**WHAT TO PRODUCE**
From the records, pick out and copy each line containing "Output".

**RAW RECORDS**
[start]

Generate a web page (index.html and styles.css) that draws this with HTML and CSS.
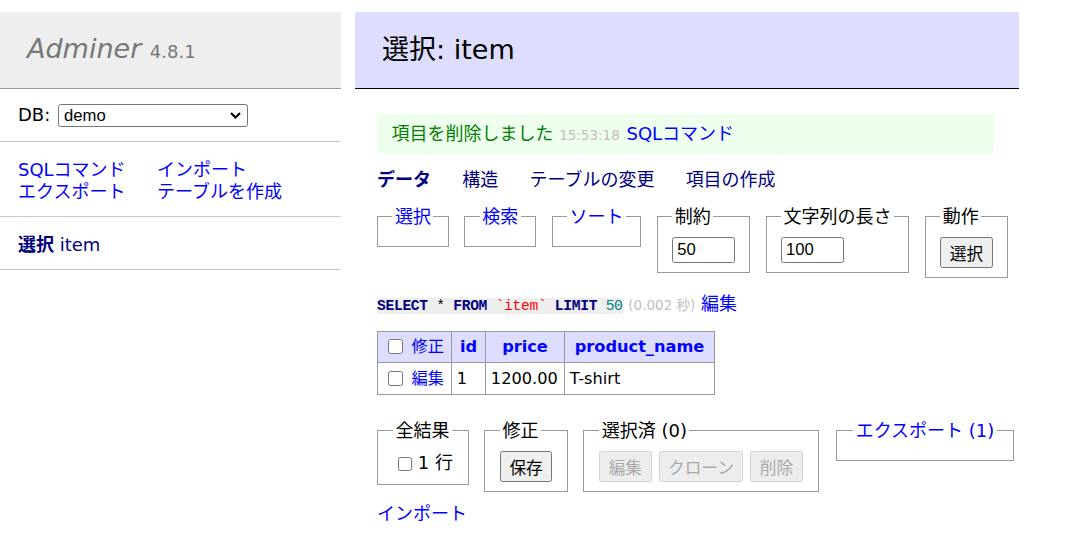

[end]
[start]

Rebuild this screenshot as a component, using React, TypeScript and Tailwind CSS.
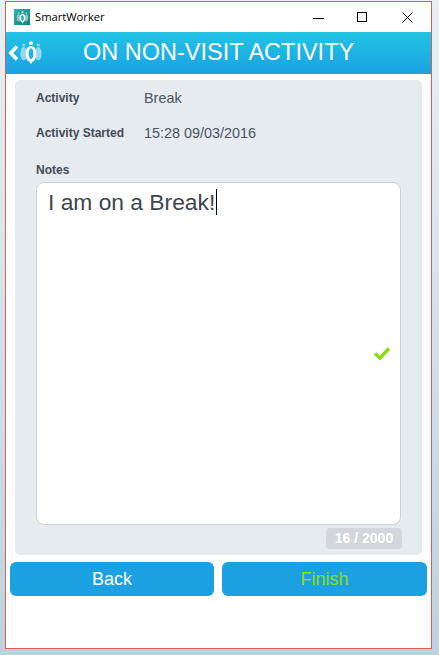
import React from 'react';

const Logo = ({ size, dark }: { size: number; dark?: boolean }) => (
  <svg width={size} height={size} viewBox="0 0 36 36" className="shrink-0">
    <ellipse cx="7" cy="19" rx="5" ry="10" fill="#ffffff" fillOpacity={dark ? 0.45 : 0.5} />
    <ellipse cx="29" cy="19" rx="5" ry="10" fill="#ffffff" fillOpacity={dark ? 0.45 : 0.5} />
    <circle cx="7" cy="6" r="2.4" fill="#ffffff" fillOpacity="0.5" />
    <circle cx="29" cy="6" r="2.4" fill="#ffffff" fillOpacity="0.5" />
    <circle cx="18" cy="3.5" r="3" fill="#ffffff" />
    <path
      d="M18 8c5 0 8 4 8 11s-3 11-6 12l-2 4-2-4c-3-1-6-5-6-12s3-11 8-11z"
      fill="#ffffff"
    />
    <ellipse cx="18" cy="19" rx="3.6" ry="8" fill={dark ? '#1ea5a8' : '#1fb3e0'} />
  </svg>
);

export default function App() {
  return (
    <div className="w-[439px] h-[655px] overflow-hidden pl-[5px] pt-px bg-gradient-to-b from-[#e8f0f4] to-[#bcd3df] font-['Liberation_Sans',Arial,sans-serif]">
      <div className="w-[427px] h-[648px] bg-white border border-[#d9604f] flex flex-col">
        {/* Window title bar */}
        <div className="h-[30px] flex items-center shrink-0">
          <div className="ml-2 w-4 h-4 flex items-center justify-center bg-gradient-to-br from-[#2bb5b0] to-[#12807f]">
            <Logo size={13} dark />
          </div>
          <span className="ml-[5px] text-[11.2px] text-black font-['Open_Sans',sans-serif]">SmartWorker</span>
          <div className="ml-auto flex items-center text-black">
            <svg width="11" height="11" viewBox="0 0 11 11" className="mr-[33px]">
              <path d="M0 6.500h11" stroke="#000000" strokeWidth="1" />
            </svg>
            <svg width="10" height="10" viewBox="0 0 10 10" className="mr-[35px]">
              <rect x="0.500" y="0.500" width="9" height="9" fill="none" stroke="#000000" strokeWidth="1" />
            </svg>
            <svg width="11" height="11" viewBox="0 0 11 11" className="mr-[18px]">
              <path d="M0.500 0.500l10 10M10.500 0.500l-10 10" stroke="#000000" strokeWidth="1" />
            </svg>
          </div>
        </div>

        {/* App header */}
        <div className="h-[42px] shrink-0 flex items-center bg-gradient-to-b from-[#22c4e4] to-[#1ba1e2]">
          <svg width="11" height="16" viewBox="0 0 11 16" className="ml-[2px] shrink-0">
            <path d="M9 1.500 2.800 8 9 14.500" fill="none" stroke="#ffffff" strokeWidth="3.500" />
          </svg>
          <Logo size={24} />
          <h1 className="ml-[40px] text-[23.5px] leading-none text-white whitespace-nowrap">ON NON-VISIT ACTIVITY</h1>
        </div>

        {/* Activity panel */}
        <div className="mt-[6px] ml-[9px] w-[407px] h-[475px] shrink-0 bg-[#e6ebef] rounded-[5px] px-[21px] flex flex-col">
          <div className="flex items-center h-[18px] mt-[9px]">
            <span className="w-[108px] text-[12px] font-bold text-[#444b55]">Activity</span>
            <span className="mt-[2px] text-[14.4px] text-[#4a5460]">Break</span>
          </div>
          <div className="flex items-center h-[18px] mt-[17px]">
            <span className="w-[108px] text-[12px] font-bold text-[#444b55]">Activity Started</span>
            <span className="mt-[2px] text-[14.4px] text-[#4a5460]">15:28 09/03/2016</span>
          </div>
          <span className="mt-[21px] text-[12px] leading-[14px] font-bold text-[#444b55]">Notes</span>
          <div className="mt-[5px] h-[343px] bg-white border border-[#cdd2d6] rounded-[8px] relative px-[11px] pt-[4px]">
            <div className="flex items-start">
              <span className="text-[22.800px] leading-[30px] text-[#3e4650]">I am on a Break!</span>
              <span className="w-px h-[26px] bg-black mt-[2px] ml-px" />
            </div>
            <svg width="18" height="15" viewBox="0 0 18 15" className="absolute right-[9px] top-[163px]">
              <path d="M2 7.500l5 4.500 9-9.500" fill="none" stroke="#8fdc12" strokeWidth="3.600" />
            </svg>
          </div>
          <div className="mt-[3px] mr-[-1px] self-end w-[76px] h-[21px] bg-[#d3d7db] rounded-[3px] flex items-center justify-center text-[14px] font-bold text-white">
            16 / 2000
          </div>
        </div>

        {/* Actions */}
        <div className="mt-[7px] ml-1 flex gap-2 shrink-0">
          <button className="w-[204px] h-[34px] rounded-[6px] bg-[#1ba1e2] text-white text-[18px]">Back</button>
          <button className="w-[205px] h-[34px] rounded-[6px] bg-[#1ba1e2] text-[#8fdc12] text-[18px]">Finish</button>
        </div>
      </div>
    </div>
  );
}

[end]
[start]

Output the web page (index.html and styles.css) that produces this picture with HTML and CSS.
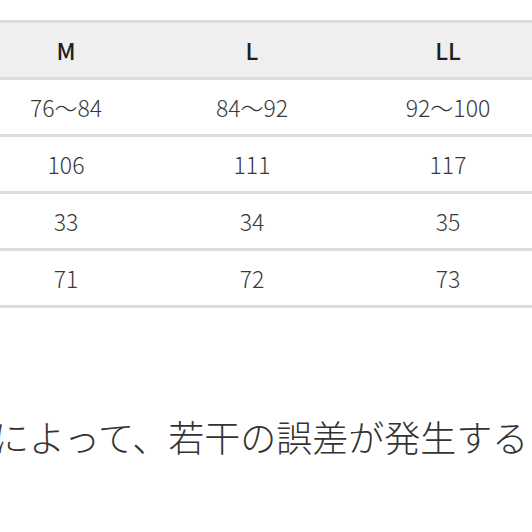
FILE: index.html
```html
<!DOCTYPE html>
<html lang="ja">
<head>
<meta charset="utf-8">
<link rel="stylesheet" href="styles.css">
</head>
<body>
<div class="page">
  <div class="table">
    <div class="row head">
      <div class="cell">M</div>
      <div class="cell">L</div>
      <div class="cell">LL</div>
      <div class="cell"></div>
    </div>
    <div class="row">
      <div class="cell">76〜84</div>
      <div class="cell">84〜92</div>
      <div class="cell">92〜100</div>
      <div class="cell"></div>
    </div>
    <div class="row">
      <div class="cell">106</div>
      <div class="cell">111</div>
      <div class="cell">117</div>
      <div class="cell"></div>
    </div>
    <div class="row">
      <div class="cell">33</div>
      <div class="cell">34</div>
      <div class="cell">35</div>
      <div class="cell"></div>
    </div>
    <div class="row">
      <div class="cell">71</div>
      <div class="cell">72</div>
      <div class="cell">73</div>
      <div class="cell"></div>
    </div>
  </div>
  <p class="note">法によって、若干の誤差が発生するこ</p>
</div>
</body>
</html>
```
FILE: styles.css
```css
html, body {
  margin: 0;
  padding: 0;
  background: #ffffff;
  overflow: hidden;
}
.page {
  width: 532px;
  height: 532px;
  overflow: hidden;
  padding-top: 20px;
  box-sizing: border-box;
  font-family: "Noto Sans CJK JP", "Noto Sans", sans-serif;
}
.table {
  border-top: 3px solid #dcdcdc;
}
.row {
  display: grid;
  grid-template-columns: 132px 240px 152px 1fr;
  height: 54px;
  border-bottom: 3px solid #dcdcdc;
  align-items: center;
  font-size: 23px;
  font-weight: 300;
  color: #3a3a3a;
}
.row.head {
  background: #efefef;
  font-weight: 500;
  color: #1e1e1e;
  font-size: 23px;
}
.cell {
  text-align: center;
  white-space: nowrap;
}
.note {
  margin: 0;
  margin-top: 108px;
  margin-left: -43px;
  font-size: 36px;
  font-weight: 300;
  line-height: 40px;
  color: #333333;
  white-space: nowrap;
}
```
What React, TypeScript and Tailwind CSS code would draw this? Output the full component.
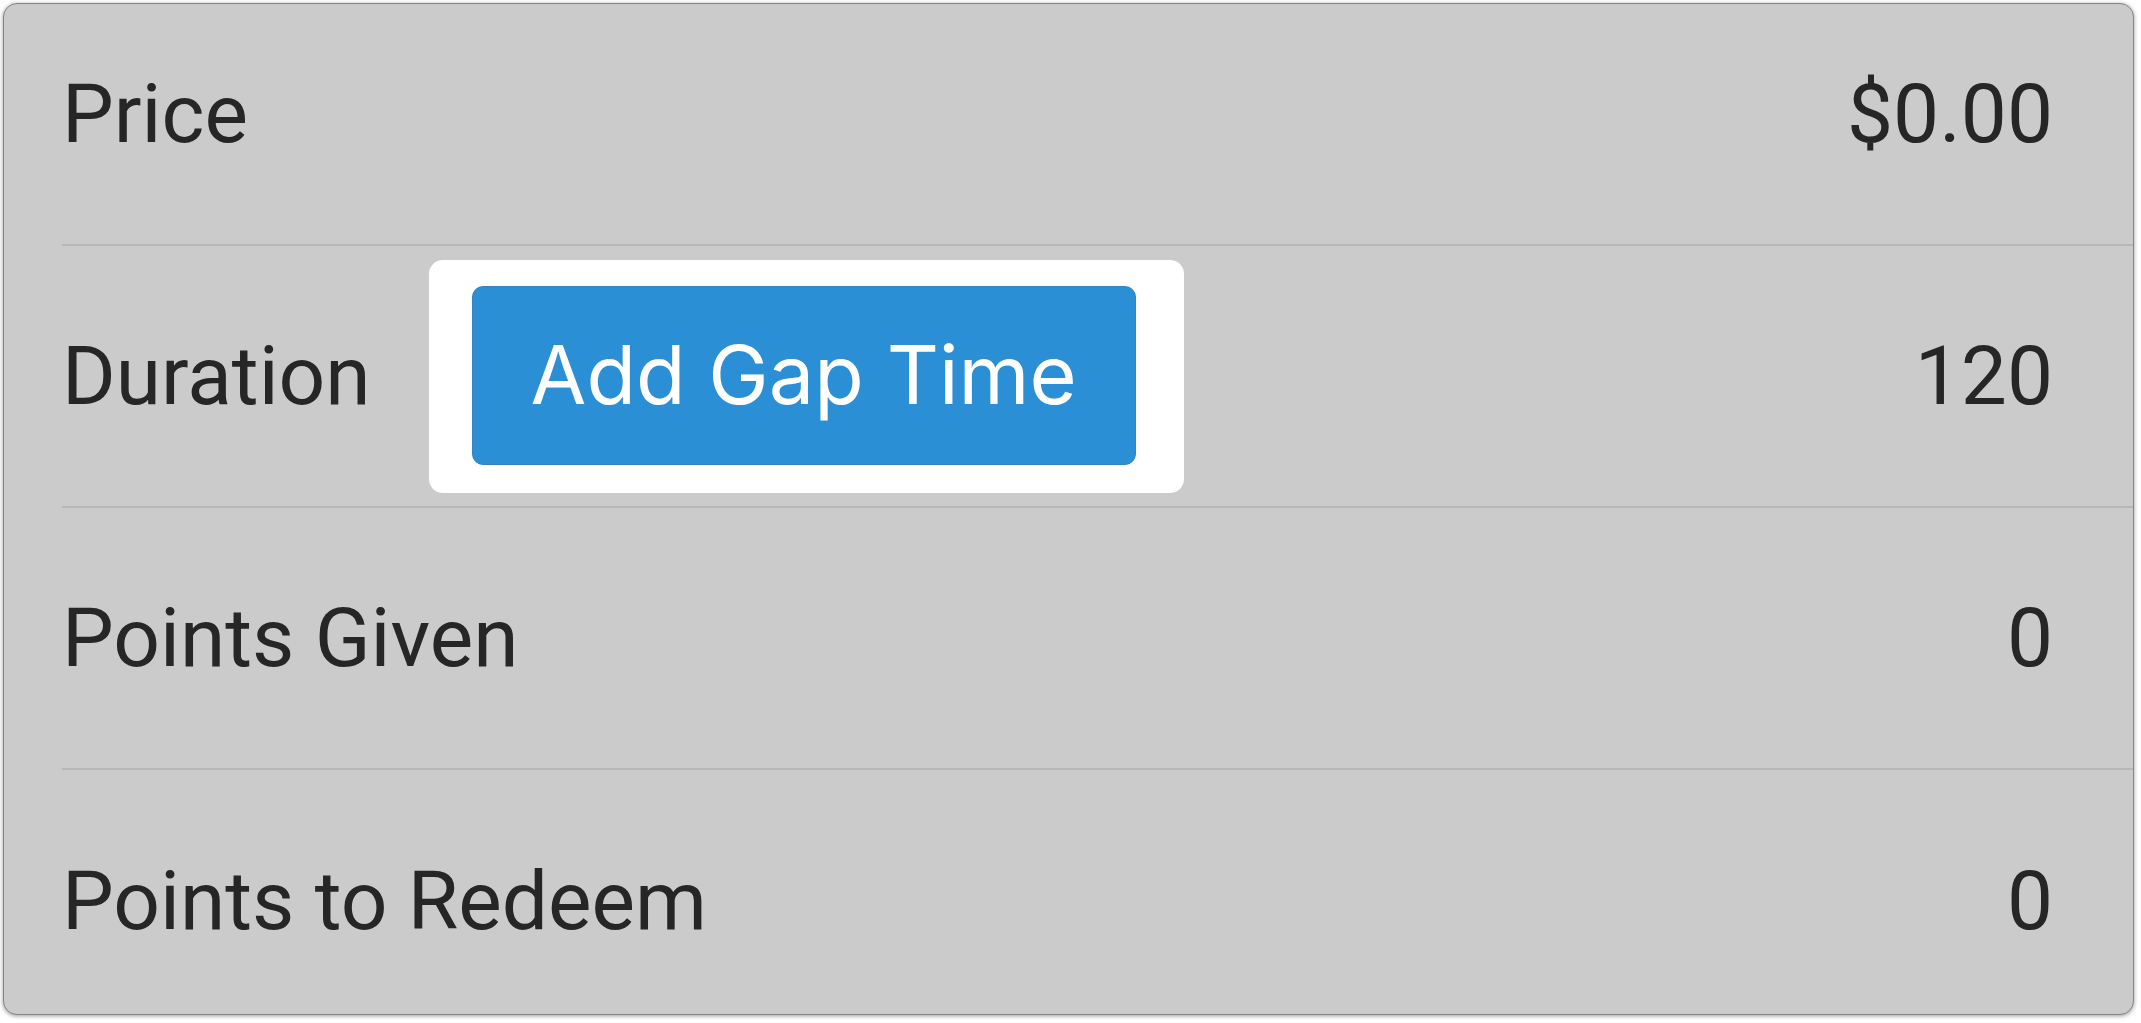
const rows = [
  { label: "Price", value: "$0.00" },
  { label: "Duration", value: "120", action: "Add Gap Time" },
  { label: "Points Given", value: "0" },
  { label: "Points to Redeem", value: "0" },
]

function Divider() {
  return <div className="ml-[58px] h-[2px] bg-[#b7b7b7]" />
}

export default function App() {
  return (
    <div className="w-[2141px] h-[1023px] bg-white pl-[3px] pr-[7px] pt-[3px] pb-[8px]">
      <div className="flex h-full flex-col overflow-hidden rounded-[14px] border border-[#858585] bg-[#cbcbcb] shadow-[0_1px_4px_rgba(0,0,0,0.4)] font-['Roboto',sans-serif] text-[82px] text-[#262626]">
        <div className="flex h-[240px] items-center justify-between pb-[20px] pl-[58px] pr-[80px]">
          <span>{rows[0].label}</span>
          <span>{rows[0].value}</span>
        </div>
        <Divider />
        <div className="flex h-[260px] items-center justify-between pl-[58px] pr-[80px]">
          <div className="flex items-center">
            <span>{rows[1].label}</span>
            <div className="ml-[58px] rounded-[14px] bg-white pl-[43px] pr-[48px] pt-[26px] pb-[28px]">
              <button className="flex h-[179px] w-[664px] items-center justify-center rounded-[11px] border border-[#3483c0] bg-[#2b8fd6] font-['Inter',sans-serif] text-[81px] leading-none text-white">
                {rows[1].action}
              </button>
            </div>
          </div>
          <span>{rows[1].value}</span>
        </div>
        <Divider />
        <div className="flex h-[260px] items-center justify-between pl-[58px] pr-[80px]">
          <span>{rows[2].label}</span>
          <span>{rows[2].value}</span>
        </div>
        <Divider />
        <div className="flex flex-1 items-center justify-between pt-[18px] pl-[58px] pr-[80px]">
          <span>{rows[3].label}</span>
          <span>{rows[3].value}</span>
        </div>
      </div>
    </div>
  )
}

[end]

**TASK SOLUTION**
Output the web page (index.html and styles.css) that produces this picture with HTML and CSS.
What React, TypeScript and Tailwind CSS code would draw this? Output the full component.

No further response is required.